State v. Owens, 135 N.C. App. 456 (1999)

Nov. 2, 1999 · North Carolina Court of Appeals · No. COA98-1309
135 N.C. App. 456

STATE OF NORTH CAROLINA v. VERNON R. OWENS

No. COA98-1309

(Filed 2 November 1999)

1. Criminal Law— joinder — sex offenses — multiple victims— improper but not prejudicial

Although the trial court erred in permitting joinder of all offenses in a case involving defendant’s numerous sex offenses against his girlfriend’s three minor daughters because of the length of time between offenses and the differing nature of most of the individual acts indicating the charged acts did not constitute a single scheme or plan under N.C.G.S. § 15A-926(a), defendant was not prejudiced since: (1) evidence of the other molestations at the trial of any one offense would have been admissible pursuant to N.C.G.S. § 8C-1, Rule 404(b); and (2) there is no evidence defendant was hindered or deprived of his ability to defend one or more of the charges.

2. Evidence— other offenses — uncharged instances of sexual abuse — common plan or scheme

The trial court did not err in admitting the testimony of a fourth sister in a case involving defendant’s numerous sex offenses against his girlfriend’s three minor daughters because the evidence of uncharged instances of sexual abuse by defendant involving the fourth sister when she was a minor was relevant under Rule 404(b) to show a common plan or scheme.

3. Indecent Liberties— sufficiency of the evidence

In a case involving defendant’s numerous sex offenses against his girlfriend’s three minor daughters, the trial court did not err in denying defendant’s motion to dismiss the three indecent liberties offenses, based on an incident where all three victims testified they watched as defendant stood in a doorway masturbating, because a reasonable juror could conclude from the evidence that defendant knew the girls were in the room.

Appeal by defendant from judgments entered 15 April 1998 by Judge William C. Griffin in Currituck County Superior Court. Heard in the Court of Appeals 26 August 1999.

*457 Michael F. Easley, Attorney General, by James P. Erwin, Jr., Special Deputy Attorney General, for the State.

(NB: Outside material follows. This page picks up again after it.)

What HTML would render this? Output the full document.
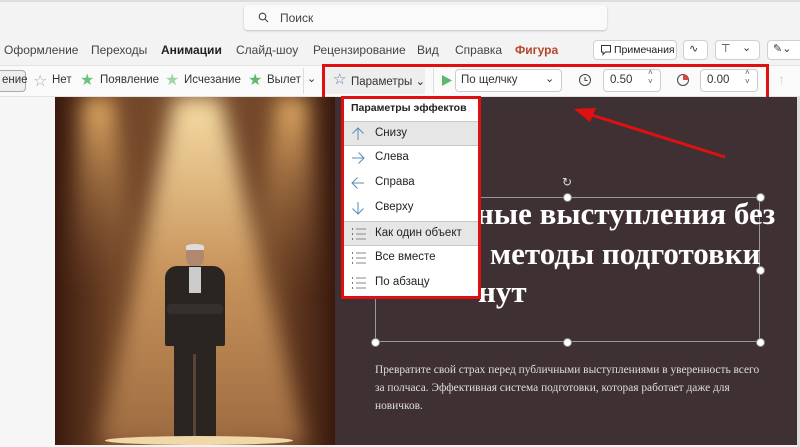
<!DOCTYPE html>
<html><head><meta charset="utf-8"><style>
*{margin:0;padding:0;box-sizing:border-box}
body{width:800px;height:447px;overflow:hidden;background:#f3f3f3;font-family:"Liberation Sans","DejaVu Sans",sans-serif;position:relative;font-size:12px;color:#333}
.a{position:absolute;white-space:nowrap}
.btn{position:absolute;border:1px solid #d0d0d0;border-radius:4px;background:#fff;height:20px}
.h{position:absolute;width:9px;height:9px;border-radius:50%;background:#fff;border:1px solid #888}
.mi{position:absolute;left:344px;width:134px;height:25px;font-size:11.5px;color:#222}
.mi span{position:absolute;left:31px;top:5px}
.mi svg{position:absolute;left:7px;top:5px}
.sel{background:#e6e6e6;border-top:1px solid #c8c8c8;border-bottom:1px solid #c8c8c8}
</style></head><body>
<div class="a" style="left:0;top:0;width:800px;height:2px;background:#ddd"></div>
<div class="a" style="left:244px;top:5px;width:363px;height:25px;background:#fafafa;border-radius:4px;box-shadow:0 1px 2px rgba(0,0,0,.2)"></div>
<svg class="a" style="left:258px;top:12px" width="11" height="11" viewBox="0 0 11 11"><circle cx="4.5" cy="4.5" r="3.3" fill="none" stroke="#444" stroke-width="1.1"/><path d="M7 7l3 3" stroke="#444" stroke-width="1.1"/></svg>
<div class="a" style="left:280px;top:11px;font-size:12px;color:#444">Поиск</div>
<div class="a" style="top:43px;left:4px;font-size:12px;color:#444">Оформление</div>
<div class="a" style="top:43px;left:91px;font-size:12px;color:#444">Переходы</div>
<div class="a" style="top:43px;left:161px;font-size:12px;color:#222;font-weight:bold">Анимации</div>
<div class="a" style="top:43px;left:236px;font-size:12px;color:#444">Слайд-шоу</div>
<div class="a" style="top:43px;left:313px;font-size:12px;color:#444">Рецензирование</div>
<div class="a" style="top:43px;left:417px;font-size:12px;color:#444">Вид</div>
<div class="a" style="top:43px;left:455px;font-size:12px;color:#444">Справка</div>
<div class="a" style="top:43px;left:515px;font-size:12px;color:#b5462b;font-weight:bold">Фигура</div>
<div class="btn" style="left:593px;top:40px;width:84px"></div>
<svg class="a" style="left:600px;top:44px" width="12" height="12" viewBox="0 0 12 12"><path d="M1.5 1.5h9v6.5h-5l-2.5 2.5v-2.5h-1.5z" fill="none" stroke="#333"/></svg>
<div class="a" style="left:614px;top:44px;font-size:10.5px;color:#222">Примечания</div>
<div class="btn" style="left:683px;top:40px;width:25px"></div>
<div class="a" style="left:689px;top:42px;font-size:11px">∿</div>
<div class="btn" style="left:715px;top:40px;width:45px"></div>
<div class="a" style="left:721px;top:42px;font-size:11px">⊤</div><div class="a" style="left:742px;top:41px;font-size:11px">⌄</div>
<div class="btn" style="left:767px;top:40px;width:40px"></div>
<div class="a" style="left:773px;top:42px;font-size:11px">✎⌄</div>
<div class="a" style="left:0;top:65px;width:800px;height:32px;background:#fafafa;border-top:1px solid #e3e3e3;border-bottom:1px solid #e3e3e3"></div>
<div class="a" style="left:-4px;top:70px;width:30px;height:22px;border:1px solid #aaa;border-radius:4px;background:#eee"></div>
<div class="a" style="left:2px;top:74px;font-size:11.5px">ение</div>
<div class="a" style="left:33px;top:71px;font-size:16px;color:#aaa">☆</div><div class="a" style="left:52px;top:74px;font-size:11.5px">Нет</div>
<div class="a" style="left:80px;top:70px;font-size:16px;color:#6cc27c">★</div><div class="a" style="left:100px;top:74px;font-size:11.5px">Появление</div>
<div class="a" style="left:165px;top:70px;font-size:16px;color:#9fd4a8">★</div><div class="a" style="left:184px;top:74px;font-size:11.5px">Исчезание</div>
<div class="a" style="left:248px;top:70px;font-size:16px;color:#5cb86c">★</div><div class="a" style="left:267px;top:74px;font-size:11.5px">Вылет</div>
<div class="a" style="left:303px;top:68px;width:1px;height:26px;background:#ddd"></div>
<div class="a" style="left:307px;top:72px;font-size:11px">⌄</div>
<div class="a" style="left:325px;top:68px;width:100px;height:26px;background:#eee"></div>
<div class="a" style="left:333px;top:70px;font-size:15px;color:#5a7fa8">☆</div>
<div class="a" style="left:351px;top:74px;font-size:11.5px">Параметры ⌄</div>
<div class="a" style="left:433px;top:68px;width:1px;height:26px;background:#ddd"></div>
<svg class="a" style="left:441px;top:74px" width="12" height="13"><path d="M1 1l10 5.5-10 5.5z" fill="#5cb86c"/></svg>
<div class="a" style="left:455px;top:69px;width:107px;height:23px;border:1px solid #ccc;border-radius:4px;background:#fff"></div>
<div class="a" style="left:461px;top:74px;font-size:11.5px">По щелчку</div>
<div class="a" style="left:545px;top:72px;font-size:11px">⌄</div>
<svg class="a" style="left:578px;top:73px" width="14" height="14"><circle cx="7" cy="7" r="5.5" fill="none" stroke="#444"/><path d="M7 4v3.5h2.5" fill="none" stroke="#444"/></svg>
<div class="a" style="left:603px;top:69px;width:58px;height:23px;border:1px solid #ccc;border-radius:4px;background:#fff"></div>
<div class="a" style="left:610px;top:74px;font-size:11.5px">0.50</div>
<div class="a" style="left:648px;top:68px;font-size:8px;line-height:9px;color:#555">˄<br>˅</div>
<svg class="a" style="left:676px;top:73px" width="14" height="14"><circle cx="7" cy="7" r="5.5" fill="none" stroke="#444"/><path d="M7 7V1.5A5.5 5.5 0 0 1 12.5 7z" fill="#d44"/></svg>
<div class="a" style="left:700px;top:69px;width:58px;height:23px;border:1px solid #ccc;border-radius:4px;background:#fff"></div>
<div class="a" style="left:707px;top:74px;font-size:11.5px">0.00</div>
<div class="a" style="left:745px;top:68px;font-size:8px;line-height:9px;color:#555">˄<br>˅</div>
<div class="a" style="left:778px;top:71px;font-size:14px;color:#c8d8e8">↑</div>
<div class="a" style="left:322px;top:64px;width:447px;height:36px;border:3px solid #e01010"></div>
<!-- slide -->
<div class="a" style="left:0;top:97px;width:55px;height:350px;background:#f6f6f6"></div>
<div class="a" style="left:55px;top:97px;width:743px;height:348px;background:#3f3133"></div>
<svg class="a" style="left:55px;top:97px" width="280" height="348" viewBox="0 0 280 348">
<defs>
<linearGradient id="bg" x1="0" x2="1"><stop offset="0" stop-color="#3a1a0e"/><stop offset=".2" stop-color="#6e4326"/><stop offset=".5" stop-color="#7d5030"/><stop offset=".8" stop-color="#6e4326"/><stop offset="1" stop-color="#3a1a0e"/></linearGradient>
<linearGradient id="cone" x1="0" y1="0" x2="0" y2="1"><stop offset="0" stop-color="#f6dca4"/><stop offset=".5" stop-color="#c8945c"/><stop offset="1" stop-color="#9c6a40"/></linearGradient>
<linearGradient id="side" x1="0" y1="0" x2="0" y2="1"><stop offset="0" stop-color="#e8b068"/><stop offset="1" stop-color="#7d5030" stop-opacity="0"/></linearGradient>
<filter id="bl"><feGaussianBlur stdDeviation="10"/></filter>
</defs>
<rect width="280" height="348" fill="url(#bg)"/>
<g filter="url(#bl)">
<path d="M120 0H165L250 348H45Z" fill="url(#cone)"/>
<path d="M28 0H58L85 200H15Z" fill="url(#side)"/>
<path d="M222 0H252L265 200H195Z" fill="url(#side)"/>
</g>
</svg>
<div class="a" style="left:163px;top:244px;width:64px;height:200px">
<div class="a" style="left:23px;top:0;width:18px;height:23px;border-radius:45%;background:#b08870"></div>
<div class="a" style="left:23px;top:0;width:18px;height:6px;border-radius:45% 45% 0 0;background:#ddd"></div>
<div class="a" style="left:2px;top:22px;width:60px;height:80px;background:#2b2522;border-radius:12px 12px 2px 2px"></div>
<div class="a" style="left:26px;top:23px;width:12px;height:26px;background:#ccc"></div>
<div class="a" style="left:4px;top:60px;width:56px;height:10px;background:#35302c;border-radius:4px"></div>
<div class="a" style="left:11px;top:100px;width:42px;height:94px;background:#2b2522"></div>
<div class="a" style="left:30px;top:110px;width:3px;height:84px;background:#5a4438"></div>
</div>
<div class="a" style="left:105px;top:436px;width:188px;height:9px;border-radius:50%;background:#f0d8a8"></div>
<div class="a" style="left:797px;top:97px;width:3px;height:350px;background:#ddd"></div>
<div class="a" style="left:375px;top:197px;width:385px;height:145px;border:1px solid #999"></div>
<div class="a" style="left:476px;top:196px;font:bold 31px 'Liberation Serif',serif;color:#fff">ные выступления без</div>
<div class="a" style="left:490px;top:236px;font:bold 31px 'Liberation Serif',serif;color:#fff">методы подготовки</div>
<div class="a" style="left:478px;top:274px;font:bold 31px 'Liberation Serif',serif;color:#fff">нут</div>
<div class="h" style="left:563px;top:193px"></div><div class="h" style="left:756px;top:193px"></div>
<div class="h" style="left:756px;top:266px"></div><div class="h" style="left:371px;top:338px"></div>
<div class="h" style="left:563px;top:338px"></div><div class="h" style="left:756px;top:338px"></div>
<div class="a" style="left:562px;top:175px;font-size:12px;color:#ddd">↻</div>
<div class="a" style="left:375px;top:361px;font:11.4px/18px 'Liberation Serif',serif;color:#ddd;white-space:normal;width:388px">Превратите свой страх перед публичными выступлениями в уверенность всего за полчаса. Эффективная система подготовки, которая работает даже для новичков.</div>
<!-- menu -->
<div class="a" style="left:341px;top:96px;width:140px;height:203px;background:#fff;border:3px solid #e01010"></div>
<div class="a" style="left:351px;top:102px;font-size:10.5px;font-weight:bold;color:#222">Параметры эффектов</div>
<div class="mi sel" style="top:121px"><svg width="14" height="14"><path d="M7 13V1M1.5 6.5L7 1l5.5 5.5" fill="none" stroke="#5a8cb0"/></svg><span>Снизу</span></div>
<div class="mi" style="top:146px"><svg width="14" height="14"><path d="M1 7h12M7.5 1.5L13 7l-5.5 5.5" fill="none" stroke="#5a8cb0"/></svg><span>Слева</span></div>
<div class="mi" style="top:171px"><svg width="14" height="14"><path d="M13 7H1M6.5 1.5L1 7l5.5 5.5" fill="none" stroke="#5a8cb0"/></svg><span>Справа</span></div>
<div class="mi" style="top:196px"><svg width="14" height="14"><path d="M7 1v12M1.5 7.5L7 13l5.5-5.5" fill="none" stroke="#5a8cb0"/></svg><span>Сверху</span></div>
<div class="mi sel" style="top:221px"><svg width="16" height="14"><path d="M1 2h1M1 7h1M1 12h1" stroke="#356" stroke-width="1.6"/><path d="M5 2h10M5 7h10M5 12h10" stroke="#888"/></svg><span>Как один объект</span></div>
<div class="mi" style="top:246px"><svg width="16" height="14"><path d="M1 2h1M1 7h1M1 12h1" stroke="#356" stroke-width="1.6"/><path d="M5 2h10M5 7h10M5 12h10" stroke="#888"/></svg><span>Все вместе</span></div>
<div class="mi" style="top:271px"><svg width="16" height="14"><path d="M1 2h1M1 7h1M1 12h1" stroke="#356" stroke-width="1.6"/><path d="M5 2h10M5 7h10M5 12h10" stroke="#888"/></svg><span>По абзацу</span></div>
<svg class="a" style="left:560px;top:100px" width="175" height="65"><path d="M165 57L22 12" stroke="#e01010" stroke-width="3"/><path d="M14 9l22-1-6 14z" fill="#e01010"/></svg>
</body></html>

Gladden,. Rose, Jones & Harrison, by Randy L. Jones, for defendant-appellant.

EDMUNDS, Judge.

Defendant Vernon Owens was indicted for committing numerous sex offenses against his girlfriend’s three minor daughters. As to the eldest daughter, defendant was charged with committing first-degree statutory rape, indecent liberties, and first-degree sexual offense in July 1990; with taking indecent liberties in August 1996; and with taking indecent liberties in April 1997. As to the middle daughter, he was charged with first-degree sex offense and taking indecent liberties in June 1994. As to the youngest daughter, he was charged with first-degree sex offense and taking indecent liberties between August and December 1994, and with taking indecént liberties in August 1996. Over defendant’s objection, the cases were joined for trial.

Defendant was tried in 1998. The oldest daughter, who was then fifteen years old, testified that the first incident occurred when she was seven or eight. Defendant took her into his bedroom, removed her underwear, and attempted to place his finger in her vagina. She described another incident that took place a few months later where defendant took her to his bedroom and penetrated her slightly with his penis. She testified that when she was nine years old, defendant attempted to force her to place her mouth on his penis. On another occasion, defendant stood in front of her bedroom door and masturbated while she and a sister watched. She stated that in 1997, defendant fondled her breasts, and that her sisters witnessed this incident.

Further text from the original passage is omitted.